**Data for the task**
• • •

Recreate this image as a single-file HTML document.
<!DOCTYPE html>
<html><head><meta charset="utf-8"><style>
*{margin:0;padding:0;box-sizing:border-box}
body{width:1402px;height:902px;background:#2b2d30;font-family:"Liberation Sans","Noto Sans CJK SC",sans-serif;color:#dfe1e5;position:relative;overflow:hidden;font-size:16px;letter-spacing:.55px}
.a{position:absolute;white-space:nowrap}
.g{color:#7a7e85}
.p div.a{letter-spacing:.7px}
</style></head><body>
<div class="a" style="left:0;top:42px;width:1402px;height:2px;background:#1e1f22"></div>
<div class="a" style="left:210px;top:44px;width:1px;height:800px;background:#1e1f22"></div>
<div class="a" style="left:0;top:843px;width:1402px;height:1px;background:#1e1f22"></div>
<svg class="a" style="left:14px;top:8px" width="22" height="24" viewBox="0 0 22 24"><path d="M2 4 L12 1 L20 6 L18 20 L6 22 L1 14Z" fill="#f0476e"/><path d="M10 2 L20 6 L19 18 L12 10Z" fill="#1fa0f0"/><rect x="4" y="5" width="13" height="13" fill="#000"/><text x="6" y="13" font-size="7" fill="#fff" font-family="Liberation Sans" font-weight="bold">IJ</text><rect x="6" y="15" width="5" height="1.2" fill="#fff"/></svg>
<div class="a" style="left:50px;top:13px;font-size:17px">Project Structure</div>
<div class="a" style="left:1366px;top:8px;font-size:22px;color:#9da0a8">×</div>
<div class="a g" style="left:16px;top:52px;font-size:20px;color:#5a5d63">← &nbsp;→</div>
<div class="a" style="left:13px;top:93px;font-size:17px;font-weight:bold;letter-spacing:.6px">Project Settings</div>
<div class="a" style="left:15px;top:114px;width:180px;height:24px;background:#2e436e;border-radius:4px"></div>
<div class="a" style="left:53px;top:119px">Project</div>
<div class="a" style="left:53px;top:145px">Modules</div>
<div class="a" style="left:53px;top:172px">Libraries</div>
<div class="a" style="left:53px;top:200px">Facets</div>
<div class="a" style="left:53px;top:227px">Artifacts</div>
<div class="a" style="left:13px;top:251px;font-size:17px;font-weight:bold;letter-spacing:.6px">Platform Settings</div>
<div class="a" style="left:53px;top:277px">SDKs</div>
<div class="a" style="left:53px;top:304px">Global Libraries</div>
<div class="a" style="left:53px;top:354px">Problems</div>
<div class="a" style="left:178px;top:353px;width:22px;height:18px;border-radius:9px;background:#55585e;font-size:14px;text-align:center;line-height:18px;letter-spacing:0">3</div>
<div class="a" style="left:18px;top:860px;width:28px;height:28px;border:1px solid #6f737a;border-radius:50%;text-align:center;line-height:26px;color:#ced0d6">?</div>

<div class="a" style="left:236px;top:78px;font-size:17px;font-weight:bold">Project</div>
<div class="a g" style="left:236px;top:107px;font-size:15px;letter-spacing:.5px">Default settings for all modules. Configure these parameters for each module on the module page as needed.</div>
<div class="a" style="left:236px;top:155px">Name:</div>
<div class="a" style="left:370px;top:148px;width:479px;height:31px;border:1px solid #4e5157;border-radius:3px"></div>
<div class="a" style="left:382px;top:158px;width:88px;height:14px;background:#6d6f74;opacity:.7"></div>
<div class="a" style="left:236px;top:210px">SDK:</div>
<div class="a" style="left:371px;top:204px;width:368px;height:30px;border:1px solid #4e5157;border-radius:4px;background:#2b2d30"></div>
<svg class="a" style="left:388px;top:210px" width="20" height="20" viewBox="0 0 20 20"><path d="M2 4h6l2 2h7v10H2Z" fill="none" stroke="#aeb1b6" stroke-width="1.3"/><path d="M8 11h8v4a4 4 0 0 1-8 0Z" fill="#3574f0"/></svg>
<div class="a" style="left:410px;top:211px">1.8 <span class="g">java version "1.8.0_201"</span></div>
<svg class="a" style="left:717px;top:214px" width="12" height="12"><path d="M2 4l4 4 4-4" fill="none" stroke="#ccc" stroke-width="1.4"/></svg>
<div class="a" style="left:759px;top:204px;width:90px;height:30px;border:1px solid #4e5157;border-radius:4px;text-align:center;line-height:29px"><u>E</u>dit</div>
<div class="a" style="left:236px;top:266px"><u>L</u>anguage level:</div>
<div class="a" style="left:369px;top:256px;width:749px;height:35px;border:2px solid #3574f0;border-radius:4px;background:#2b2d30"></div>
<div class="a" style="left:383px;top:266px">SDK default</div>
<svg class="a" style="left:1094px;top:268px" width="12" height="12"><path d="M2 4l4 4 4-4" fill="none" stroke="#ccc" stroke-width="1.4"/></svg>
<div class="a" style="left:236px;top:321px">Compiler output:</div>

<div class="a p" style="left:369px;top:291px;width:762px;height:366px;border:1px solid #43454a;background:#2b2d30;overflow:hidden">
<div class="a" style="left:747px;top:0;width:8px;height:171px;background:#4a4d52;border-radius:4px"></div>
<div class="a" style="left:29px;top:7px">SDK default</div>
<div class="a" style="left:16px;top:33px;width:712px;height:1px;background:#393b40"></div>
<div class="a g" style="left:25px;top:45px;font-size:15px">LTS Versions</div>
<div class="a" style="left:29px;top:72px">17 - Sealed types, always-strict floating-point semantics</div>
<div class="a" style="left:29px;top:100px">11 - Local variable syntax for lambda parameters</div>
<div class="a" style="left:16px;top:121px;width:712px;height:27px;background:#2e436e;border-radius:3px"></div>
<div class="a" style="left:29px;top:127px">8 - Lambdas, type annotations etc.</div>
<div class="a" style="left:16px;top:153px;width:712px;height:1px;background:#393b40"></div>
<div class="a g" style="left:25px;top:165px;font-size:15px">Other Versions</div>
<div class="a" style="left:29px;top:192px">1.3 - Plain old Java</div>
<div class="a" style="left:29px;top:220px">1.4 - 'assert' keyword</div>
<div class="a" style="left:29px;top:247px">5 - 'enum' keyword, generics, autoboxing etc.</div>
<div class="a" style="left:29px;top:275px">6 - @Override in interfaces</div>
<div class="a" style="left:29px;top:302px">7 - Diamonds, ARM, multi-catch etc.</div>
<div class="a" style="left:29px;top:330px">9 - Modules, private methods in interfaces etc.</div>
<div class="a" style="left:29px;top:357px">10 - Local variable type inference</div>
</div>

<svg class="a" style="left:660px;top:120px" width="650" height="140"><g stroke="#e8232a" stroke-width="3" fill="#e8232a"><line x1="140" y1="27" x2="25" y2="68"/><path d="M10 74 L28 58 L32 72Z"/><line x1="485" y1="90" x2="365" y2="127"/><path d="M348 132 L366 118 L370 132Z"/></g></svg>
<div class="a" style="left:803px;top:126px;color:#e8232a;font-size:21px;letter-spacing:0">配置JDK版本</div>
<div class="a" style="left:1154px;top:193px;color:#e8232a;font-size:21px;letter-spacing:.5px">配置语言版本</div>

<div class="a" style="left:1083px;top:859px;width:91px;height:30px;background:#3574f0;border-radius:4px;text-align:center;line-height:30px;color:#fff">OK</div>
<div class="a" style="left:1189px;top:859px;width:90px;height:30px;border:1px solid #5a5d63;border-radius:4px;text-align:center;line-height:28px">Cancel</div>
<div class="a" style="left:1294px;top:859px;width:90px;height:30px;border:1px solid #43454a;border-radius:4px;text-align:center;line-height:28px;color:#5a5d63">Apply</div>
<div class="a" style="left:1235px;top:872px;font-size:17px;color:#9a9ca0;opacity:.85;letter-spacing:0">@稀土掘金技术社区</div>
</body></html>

• • •

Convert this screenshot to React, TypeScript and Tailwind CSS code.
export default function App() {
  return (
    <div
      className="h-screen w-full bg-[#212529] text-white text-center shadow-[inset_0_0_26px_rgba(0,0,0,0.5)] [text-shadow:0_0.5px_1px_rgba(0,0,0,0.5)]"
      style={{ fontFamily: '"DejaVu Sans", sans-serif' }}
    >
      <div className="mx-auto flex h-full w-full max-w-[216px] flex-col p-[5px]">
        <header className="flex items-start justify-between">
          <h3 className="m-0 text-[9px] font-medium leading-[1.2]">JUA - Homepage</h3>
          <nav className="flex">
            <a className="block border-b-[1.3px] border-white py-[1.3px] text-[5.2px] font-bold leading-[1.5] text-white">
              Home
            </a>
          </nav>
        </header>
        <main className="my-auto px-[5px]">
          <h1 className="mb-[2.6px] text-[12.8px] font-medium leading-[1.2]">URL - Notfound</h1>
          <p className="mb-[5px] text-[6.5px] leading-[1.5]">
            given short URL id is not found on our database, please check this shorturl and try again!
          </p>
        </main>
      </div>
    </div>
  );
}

• • •

**Written request**
Your answer should be one number: how many lines in the material above contain the string "this".

**Full solution**
3